<<<<
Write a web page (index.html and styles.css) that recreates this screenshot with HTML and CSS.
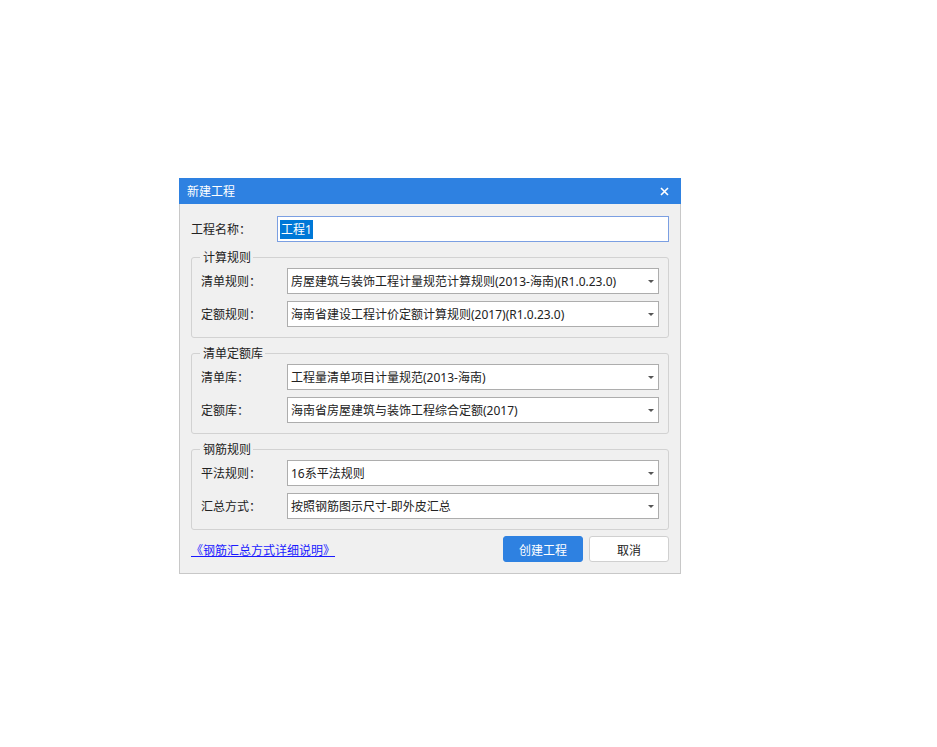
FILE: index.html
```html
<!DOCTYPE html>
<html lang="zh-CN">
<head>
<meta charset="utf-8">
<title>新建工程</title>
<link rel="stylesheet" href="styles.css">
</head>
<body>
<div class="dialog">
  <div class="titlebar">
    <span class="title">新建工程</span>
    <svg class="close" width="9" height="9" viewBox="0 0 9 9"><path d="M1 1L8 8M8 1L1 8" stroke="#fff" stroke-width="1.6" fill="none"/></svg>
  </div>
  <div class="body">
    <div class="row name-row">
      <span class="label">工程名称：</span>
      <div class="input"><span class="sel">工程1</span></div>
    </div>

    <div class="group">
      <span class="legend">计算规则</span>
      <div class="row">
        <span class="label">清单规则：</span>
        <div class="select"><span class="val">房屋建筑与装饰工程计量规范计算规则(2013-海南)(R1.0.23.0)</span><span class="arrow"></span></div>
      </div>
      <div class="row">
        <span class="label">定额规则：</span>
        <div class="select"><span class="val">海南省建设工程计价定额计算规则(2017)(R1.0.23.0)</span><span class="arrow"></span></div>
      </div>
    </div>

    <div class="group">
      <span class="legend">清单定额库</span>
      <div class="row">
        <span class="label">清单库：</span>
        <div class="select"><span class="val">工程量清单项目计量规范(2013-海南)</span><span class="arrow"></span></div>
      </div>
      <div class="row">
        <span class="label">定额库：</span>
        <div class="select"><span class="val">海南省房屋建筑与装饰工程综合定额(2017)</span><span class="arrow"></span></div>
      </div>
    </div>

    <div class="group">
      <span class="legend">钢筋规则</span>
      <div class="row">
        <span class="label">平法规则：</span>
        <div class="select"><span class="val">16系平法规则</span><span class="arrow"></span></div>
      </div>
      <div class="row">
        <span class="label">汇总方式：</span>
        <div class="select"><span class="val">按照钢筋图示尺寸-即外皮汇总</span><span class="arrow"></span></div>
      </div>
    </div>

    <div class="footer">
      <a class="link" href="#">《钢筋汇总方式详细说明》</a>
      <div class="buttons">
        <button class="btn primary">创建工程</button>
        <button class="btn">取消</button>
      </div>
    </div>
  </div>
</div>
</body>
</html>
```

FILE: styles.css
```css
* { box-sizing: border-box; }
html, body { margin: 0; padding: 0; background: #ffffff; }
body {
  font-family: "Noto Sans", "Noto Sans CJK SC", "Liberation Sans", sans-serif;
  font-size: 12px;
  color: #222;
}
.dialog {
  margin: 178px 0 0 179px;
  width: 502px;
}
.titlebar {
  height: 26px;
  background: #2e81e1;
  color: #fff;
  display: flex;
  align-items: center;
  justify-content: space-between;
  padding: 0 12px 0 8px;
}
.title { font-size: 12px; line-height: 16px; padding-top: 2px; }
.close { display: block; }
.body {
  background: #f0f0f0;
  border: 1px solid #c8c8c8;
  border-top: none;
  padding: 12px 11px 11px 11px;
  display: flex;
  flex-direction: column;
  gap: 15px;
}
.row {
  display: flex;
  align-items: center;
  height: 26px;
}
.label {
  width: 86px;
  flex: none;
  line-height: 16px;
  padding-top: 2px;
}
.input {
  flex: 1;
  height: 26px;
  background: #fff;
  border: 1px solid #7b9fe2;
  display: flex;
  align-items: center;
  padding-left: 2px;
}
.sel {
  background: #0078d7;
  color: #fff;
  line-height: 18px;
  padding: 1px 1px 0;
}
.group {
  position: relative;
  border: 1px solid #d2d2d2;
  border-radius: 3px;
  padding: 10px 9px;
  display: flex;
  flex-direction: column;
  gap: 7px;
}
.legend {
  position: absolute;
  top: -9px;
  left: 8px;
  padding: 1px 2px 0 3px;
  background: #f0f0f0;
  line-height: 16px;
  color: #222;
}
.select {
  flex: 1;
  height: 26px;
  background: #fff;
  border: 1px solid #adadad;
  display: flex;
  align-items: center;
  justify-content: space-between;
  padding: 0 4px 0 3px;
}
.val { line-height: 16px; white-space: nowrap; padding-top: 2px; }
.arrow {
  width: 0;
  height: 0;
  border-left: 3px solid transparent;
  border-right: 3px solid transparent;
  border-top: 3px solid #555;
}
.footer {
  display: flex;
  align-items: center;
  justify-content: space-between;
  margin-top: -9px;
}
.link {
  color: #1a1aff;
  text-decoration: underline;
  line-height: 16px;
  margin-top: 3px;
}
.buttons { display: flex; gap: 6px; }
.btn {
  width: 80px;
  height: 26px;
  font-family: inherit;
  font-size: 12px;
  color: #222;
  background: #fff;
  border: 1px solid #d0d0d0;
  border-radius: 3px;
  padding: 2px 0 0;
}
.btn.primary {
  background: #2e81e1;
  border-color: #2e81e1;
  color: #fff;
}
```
>>>>
> _WHAT IS REQUIRED_
Using the material above, set down every line exactly, but skip the pictures.

> _WRITTEN ANSWER_
Write a web page (index.html and styles.css) that recreates this screenshot with HTML and CSS.
FILE: index.html
```html
<!DOCTYPE html>
<html lang="zh-CN">
<head>
<meta charset="utf-8">
<title>新建工程</title>
<link rel="stylesheet" href="styles.css">
</head>
<body>
<div class="dialog">
  <div class="titlebar">
    <span class="title">新建工程</span>
    <svg class="close" width="9" height="9" viewBox="0 0 9 9"><path d="M1 1L8 8M8 1L1 8" stroke="#fff" stroke-width="1.6" fill="none"/></svg>
  </div>
  <div class="body">
    <div class="row name-row">
      <span class="label">工程名称：</span>
      <div class="input"><span class="sel">工程1</span></div>
    </div>

    <div class="group">
      <span class="legend">计算规则</span>
      <div class="row">
        <span class="label">清单规则：</span>
        <div class="select"><span class="val">房屋建筑与装饰工程计量规范计算规则(2013-海南)(R1.0.23.0)</span><span class="arrow"></span></div>
      </div>
      <div class="row">
        <span class="label">定额规则：</span>
        <div class="select"><span class="val">海南省建设工程计价定额计算规则(2017)(R1.0.23.0)</span><span class="arrow"></span></div>
      </div>
    </div>

    <div class="group">
      <span class="legend">清单定额库</span>
      <div class="row">
        <span class="label">清单库：</span>
        <div class="select"><span class="val">工程量清单项目计量规范(2013-海南)</span><span class="arrow"></span></div>
      </div>
      <div class="row">
        <span class="label">定额库：</span>
        <div class="select"><span class="val">海南省房屋建筑与装饰工程综合定额(2017)</span><span class="arrow"></span></div>
      </div>
    </div>

    <div class="group">
      <span class="legend">钢筋规则</span>
      <div class="row">
        <span class="label">平法规则：</span>
        <div class="select"><span class="val">16系平法规则</span><span class="arrow"></span></div>
      </div>
      <div class="row">
        <span class="label">汇总方式：</span>
        <div class="select"><span class="val">按照钢筋图示尺寸-即外皮汇总</span><span class="arrow"></span></div>
      </div>
    </div>

    <div class="footer">
      <a class="link" href="#">《钢筋汇总方式详细说明》</a>
      <div class="buttons">
        <button class="btn primary">创建工程</button>
        <button class="btn">取消</button>
      </div>
    </div>
  </div>
</div>
</body>
</html>
```

FILE: styles.css
```css
* { box-sizing: border-box; }
html, body { margin: 0; padding: 0; background: #ffffff; }
body {
  font-family: "Noto Sans", "Noto Sans CJK SC", "Liberation Sans", sans-serif;
  font-size: 12px;
  color: #222;
}
.dialog {
  margin: 178px 0 0 179px;
  width: 502px;
}
.titlebar {
  height: 26px;
  background: #2e81e1;
  color: #fff;
  display: flex;
  align-items: center;
  justify-content: space-between;
  padding: 0 12px 0 8px;
}
.title { font-size: 12px; line-height: 16px; padding-top: 2px; }
.close { display: block; }
.body {
  background: #f0f0f0;
  border: 1px solid #c8c8c8;
  border-top: none;
  padding: 12px 11px 11px 11px;
  display: flex;
  flex-direction: column;
  gap: 15px;
}
.row {
  display: flex;
  align-items: center;
  height: 26px;
}
.label {
  width: 86px;
  flex: none;
  line-height: 16px;
  padding-top: 2px;
}
.input {
  flex: 1;
  height: 26px;
  background: #fff;
  border: 1px solid #7b9fe2;
  display: flex;
  align-items: center;
  padding-left: 2px;
}
.sel {
  background: #0078d7;
  color: #fff;
  line-height: 18px;
  padding: 1px 1px 0;
}
.group {
  position: relative;
  border: 1px solid #d2d2d2;
  border-radius: 3px;
  padding: 10px 9px;
  display: flex;
  flex-direction: column;
  gap: 7px;
}
.legend {
  position: absolute;
  top: -9px;
  left: 8px;
  padding: 1px 2px 0 3px;
  background: #f0f0f0;
  line-height: 16px;
  color: #222;
}
.select {
  flex: 1;
  height: 26px;
  background: #fff;
  border: 1px solid #adadad;
  display: flex;
  align-items: center;
  justify-content: space-between;
  padding: 0 4px 0 3px;
}
.val { line-height: 16px; white-space: nowrap; padding-top: 2px; }
.arrow {
  width: 0;
  height: 0;
  border-left: 3px solid transparent;
  border-right: 3px solid transparent;
  border-top: 3px solid #555;
}
.footer {
  display: flex;
  align-items: center;
  justify-content: space-between;
  margin-top: -9px;
}
.link {
  color: #1a1aff;
  text-decoration: underline;
  line-height: 16px;
  margin-top: 3px;
}
.buttons { display: flex; gap: 6px; }
.btn {
  width: 80px;
  height: 26px;
  font-family: inherit;
  font-size: 12px;
  color: #222;
  background: #fff;
  border: 1px solid #d0d0d0;
  border-radius: 3px;
  padding: 2px 0 0;
}
.btn.primary {
  background: #2e81e1;
  border-color: #2e81e1;
  color: #fff;
}
```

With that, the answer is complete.